• **What is required**
State only the number of lines that include "screenshot".

-=-=-=-=-

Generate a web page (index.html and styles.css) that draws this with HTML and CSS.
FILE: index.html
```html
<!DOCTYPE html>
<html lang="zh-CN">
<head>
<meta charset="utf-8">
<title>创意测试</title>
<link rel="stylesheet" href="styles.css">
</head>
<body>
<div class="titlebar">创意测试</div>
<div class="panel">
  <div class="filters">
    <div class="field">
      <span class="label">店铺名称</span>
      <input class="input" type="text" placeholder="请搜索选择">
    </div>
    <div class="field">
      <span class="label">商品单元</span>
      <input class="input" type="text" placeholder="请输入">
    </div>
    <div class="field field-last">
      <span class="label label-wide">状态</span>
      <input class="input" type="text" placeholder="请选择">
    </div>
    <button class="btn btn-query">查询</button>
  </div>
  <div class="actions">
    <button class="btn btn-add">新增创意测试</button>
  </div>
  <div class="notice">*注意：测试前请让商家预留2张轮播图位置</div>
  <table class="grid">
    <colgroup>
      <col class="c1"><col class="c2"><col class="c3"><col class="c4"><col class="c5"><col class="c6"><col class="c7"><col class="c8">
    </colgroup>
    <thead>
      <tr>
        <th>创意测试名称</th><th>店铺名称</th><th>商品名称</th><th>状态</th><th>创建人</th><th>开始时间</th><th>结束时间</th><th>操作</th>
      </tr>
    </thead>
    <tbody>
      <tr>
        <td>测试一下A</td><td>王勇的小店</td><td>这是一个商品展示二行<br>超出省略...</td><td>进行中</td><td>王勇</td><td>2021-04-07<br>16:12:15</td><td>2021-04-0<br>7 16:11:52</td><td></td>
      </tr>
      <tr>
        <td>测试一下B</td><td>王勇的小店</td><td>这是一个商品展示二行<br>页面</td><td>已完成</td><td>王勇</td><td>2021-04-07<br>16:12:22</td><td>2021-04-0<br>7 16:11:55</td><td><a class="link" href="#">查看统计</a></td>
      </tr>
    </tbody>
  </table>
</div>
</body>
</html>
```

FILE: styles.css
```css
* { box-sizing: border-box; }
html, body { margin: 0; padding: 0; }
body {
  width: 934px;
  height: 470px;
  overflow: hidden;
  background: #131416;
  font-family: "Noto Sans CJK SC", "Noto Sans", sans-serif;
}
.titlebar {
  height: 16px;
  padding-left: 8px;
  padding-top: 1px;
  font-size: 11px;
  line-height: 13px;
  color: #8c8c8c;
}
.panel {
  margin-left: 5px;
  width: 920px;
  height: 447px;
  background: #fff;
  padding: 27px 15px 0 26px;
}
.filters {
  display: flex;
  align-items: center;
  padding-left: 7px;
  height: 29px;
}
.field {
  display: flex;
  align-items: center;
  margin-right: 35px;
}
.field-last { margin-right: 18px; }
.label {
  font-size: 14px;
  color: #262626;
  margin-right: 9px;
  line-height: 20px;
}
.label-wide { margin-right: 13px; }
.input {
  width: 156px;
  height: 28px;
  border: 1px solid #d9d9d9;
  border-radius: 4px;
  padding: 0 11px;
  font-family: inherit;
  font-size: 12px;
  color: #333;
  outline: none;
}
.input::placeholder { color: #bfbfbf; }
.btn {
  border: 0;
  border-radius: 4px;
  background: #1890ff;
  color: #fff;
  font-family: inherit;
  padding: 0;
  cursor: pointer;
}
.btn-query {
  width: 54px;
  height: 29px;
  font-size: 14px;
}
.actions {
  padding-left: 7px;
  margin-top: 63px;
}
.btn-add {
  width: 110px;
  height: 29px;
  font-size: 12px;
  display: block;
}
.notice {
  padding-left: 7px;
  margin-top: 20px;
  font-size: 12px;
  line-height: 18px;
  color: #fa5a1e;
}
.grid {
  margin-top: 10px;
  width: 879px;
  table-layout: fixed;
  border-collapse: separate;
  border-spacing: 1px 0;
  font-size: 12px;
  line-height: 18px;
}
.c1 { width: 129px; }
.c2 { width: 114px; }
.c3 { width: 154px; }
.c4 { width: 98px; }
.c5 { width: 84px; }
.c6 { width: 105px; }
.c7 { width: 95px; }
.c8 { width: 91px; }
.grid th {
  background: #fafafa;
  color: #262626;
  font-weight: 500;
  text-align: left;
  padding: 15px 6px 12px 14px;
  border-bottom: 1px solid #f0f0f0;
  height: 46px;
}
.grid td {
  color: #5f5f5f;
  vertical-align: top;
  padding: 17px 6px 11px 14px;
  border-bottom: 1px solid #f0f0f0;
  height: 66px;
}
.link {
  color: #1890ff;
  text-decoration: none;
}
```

-=-=-=-=-

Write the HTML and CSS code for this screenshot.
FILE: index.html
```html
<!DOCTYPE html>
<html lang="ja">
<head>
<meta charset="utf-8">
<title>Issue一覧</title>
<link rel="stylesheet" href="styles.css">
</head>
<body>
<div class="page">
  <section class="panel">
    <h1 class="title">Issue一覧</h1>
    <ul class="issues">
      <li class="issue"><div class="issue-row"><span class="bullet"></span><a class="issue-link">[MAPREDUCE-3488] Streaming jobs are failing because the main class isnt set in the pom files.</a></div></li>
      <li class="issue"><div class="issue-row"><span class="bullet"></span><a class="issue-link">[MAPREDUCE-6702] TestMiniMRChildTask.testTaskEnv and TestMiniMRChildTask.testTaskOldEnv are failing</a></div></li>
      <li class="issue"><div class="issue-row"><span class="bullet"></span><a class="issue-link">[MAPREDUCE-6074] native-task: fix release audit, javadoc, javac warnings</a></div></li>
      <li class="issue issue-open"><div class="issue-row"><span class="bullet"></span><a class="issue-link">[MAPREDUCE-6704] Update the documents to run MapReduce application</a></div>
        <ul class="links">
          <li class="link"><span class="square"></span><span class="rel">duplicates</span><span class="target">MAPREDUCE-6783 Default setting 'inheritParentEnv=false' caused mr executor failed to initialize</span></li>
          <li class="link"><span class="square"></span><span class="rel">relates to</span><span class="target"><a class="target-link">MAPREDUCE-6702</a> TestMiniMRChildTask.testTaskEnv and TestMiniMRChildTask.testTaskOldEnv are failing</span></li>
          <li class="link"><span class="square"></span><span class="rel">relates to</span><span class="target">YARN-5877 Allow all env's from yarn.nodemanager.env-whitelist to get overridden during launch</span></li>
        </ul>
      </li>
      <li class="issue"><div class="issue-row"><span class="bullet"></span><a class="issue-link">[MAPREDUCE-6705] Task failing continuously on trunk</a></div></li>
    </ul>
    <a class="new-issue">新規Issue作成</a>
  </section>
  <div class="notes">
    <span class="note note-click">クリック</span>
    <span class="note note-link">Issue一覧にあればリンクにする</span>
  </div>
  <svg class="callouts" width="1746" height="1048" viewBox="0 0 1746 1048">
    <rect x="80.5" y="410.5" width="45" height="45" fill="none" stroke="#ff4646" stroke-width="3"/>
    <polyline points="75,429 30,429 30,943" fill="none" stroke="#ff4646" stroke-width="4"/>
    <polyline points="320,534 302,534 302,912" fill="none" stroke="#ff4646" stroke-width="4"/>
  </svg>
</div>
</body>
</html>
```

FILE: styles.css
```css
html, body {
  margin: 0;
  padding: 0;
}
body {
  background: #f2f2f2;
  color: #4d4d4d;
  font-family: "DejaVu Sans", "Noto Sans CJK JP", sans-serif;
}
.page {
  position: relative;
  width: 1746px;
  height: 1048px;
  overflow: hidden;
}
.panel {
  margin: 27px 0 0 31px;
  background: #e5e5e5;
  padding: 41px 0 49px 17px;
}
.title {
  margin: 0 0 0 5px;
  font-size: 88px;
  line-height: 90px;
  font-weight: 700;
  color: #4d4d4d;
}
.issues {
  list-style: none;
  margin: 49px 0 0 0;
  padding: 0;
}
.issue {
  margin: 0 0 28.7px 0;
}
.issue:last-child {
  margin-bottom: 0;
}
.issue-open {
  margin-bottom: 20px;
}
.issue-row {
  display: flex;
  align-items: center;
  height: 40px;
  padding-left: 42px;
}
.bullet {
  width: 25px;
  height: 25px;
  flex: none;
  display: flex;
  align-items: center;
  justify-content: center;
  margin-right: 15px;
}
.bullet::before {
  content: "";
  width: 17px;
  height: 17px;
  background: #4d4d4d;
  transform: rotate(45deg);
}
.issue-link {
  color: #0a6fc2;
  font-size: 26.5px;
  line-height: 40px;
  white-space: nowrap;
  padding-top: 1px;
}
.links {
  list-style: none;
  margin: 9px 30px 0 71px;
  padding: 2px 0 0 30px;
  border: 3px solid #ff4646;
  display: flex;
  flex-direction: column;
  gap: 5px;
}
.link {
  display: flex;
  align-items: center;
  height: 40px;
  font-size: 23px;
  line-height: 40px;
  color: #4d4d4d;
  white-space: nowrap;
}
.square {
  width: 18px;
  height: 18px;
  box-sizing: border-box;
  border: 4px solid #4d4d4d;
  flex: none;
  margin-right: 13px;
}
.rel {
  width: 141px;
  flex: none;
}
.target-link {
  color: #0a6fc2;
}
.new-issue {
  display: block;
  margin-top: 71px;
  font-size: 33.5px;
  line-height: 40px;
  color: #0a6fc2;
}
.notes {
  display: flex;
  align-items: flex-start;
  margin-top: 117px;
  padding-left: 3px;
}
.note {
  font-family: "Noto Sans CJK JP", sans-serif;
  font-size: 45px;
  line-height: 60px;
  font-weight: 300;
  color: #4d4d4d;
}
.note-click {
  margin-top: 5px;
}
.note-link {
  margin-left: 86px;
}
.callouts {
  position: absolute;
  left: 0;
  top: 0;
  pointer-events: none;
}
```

-=-=-=-=-

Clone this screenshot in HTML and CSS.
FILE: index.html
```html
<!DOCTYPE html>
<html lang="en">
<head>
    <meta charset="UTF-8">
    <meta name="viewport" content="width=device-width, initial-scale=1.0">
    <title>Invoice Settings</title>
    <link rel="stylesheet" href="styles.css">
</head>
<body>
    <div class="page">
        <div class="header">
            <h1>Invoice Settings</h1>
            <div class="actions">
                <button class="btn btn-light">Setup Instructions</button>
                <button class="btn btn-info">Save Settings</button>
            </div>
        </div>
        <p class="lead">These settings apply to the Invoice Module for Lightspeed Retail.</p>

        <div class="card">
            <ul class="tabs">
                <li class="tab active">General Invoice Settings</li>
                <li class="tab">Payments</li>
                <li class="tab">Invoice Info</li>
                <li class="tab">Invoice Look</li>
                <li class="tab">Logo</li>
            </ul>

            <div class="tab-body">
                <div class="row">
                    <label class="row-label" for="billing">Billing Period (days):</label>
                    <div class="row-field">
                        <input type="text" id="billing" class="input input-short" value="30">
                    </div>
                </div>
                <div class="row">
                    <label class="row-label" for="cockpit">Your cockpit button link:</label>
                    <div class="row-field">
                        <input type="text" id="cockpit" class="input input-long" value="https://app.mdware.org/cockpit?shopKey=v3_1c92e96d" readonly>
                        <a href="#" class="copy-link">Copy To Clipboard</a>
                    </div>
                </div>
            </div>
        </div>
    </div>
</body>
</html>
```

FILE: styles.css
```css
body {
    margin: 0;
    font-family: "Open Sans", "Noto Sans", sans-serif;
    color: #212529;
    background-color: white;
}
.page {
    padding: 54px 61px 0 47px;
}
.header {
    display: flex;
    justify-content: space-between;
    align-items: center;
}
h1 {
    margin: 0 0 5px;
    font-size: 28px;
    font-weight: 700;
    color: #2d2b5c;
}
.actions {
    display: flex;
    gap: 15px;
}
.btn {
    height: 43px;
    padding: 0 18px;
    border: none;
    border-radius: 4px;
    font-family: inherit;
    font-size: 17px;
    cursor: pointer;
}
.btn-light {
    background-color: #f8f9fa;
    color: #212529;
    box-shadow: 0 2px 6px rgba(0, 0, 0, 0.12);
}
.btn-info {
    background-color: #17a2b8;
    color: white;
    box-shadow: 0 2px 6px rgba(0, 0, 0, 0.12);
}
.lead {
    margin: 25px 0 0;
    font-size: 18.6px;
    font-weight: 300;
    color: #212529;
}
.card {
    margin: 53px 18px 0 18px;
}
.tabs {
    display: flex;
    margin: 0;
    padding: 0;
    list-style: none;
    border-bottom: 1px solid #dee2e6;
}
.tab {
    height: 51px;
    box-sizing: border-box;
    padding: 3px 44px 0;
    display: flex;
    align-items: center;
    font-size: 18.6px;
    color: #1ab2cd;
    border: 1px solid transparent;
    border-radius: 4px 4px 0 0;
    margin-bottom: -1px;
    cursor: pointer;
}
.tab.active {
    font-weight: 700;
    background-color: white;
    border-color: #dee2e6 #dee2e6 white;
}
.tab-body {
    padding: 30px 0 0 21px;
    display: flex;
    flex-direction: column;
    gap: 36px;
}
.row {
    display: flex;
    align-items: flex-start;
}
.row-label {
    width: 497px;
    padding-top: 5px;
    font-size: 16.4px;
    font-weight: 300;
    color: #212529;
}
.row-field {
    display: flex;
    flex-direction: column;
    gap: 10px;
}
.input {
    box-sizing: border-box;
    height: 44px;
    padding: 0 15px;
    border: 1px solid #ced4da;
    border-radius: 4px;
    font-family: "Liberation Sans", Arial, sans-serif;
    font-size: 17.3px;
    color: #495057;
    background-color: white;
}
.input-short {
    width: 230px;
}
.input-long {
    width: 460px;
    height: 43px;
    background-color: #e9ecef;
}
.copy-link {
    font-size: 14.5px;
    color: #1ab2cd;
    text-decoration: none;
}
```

-=-=-=-=-

• **Solution to the exercise**
2